将 MNIST 数据集拆分为训练集、验证集和测试集。验证集可用于在训练期间评估模型的泛化能力，以便测试集可以作为模型性能的最终无偏估计器。

train_data, val_data, test_data = tfds.load("mnist", 
                                            split=['train[10000:]', 'train[0:10000]', 'test'],
                                            batch_size=128, as_supervised=True)

2023-10-04 01:27:32.380134: W tensorflow/core/common_runtime/gpu/gpu_device.cc:2211] Cannot dlopen some GPU libraries. Please make sure the missing libraries mentioned above are installed properly if you would like to use GPU. Follow the guide at https://tensorflowcn.cn/install/gpu for how to download and setup the required libraries for your platform.
Skipping registering GPU devices...

MNIST 数据集包含手写数字及其相应的真实标签。在下面可视化几个示例。

x_viz, y_viz = tfds.load("mnist", split=['train[:1500]'], batch_size=-1, as_supervised=True)[0]
x_viz = tf.squeeze(x_viz, axis=3)

for i in range(9):
    plt.subplot(3,3,1+i)
    plt.axis('off')
    plt.imshow(x_viz[i], cmap='gray')
    plt.title(f"True Label: {y_viz[i]}")
    plt.subplots_adjust(hspace=.5)

png

还可以查看训练数据中数字的分布，以验证每个类别在数据集中是否都有很好的表示。

sns.countplot(x=y_viz.numpy());
plt.xlabel('Digits')
plt.title("MNIST Digit Distribution");

png

预处理数据

首先，通过展平图像将特征矩阵重塑为二维。接下来，重新缩放数据，以便 [0,255] 的像素值适合 [0,1] 的范围。此步骤确保输入像素具有相似的分布，并有助于训练收敛。

def preprocess(x, y):
  # Reshaping the data
  x = tf.reshape(x, shape=[-1, 784])
  # Rescaling the data
  x = x/255
  return x, y

train_data, val_data = train_data.map(preprocess), val_data.map(preprocess)

构建 MLP

首先，让我们可视化一下 ReLU 和 Softmax 激活函数。这两个函数分别在 tf.nn.relu 和 tf.nn.softmax 中可用。ReLU 是一种非线性激活函数，当输入为正时输出输入值，否则输出 0。

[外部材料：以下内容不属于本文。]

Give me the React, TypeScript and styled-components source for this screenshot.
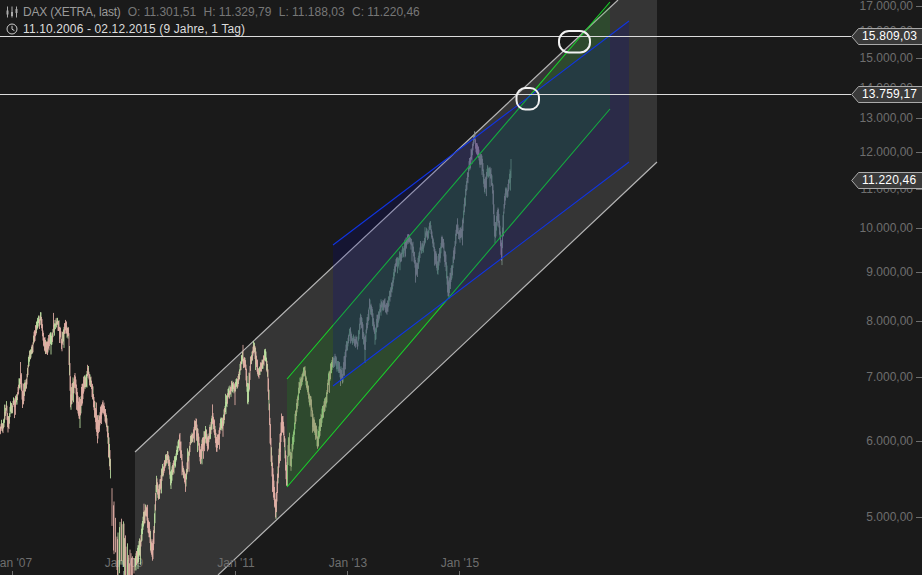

\[\text{ReLU}(X) = max(0, X)\]

x = tf.linspace(-2, 2, 201)
x = tf.cast(x, tf.float32)
plt.plot(x, tf.nn.relu(x));
plt.xlabel('x')
plt.ylabel('ReLU(x)')
plt.title('ReLU activation function');

png

Softmax 激活函数是一个归一化的指数函数，它将 \(m\) 个实数转换为具有 \(m\) 个结果/类的概率分布。这对于从神经网络的输出预测类概率很有用。

\[\text{Softmax}(X) = \frac{e^{X} }{\sum_{i=1}^{m}e^{X_i} }\]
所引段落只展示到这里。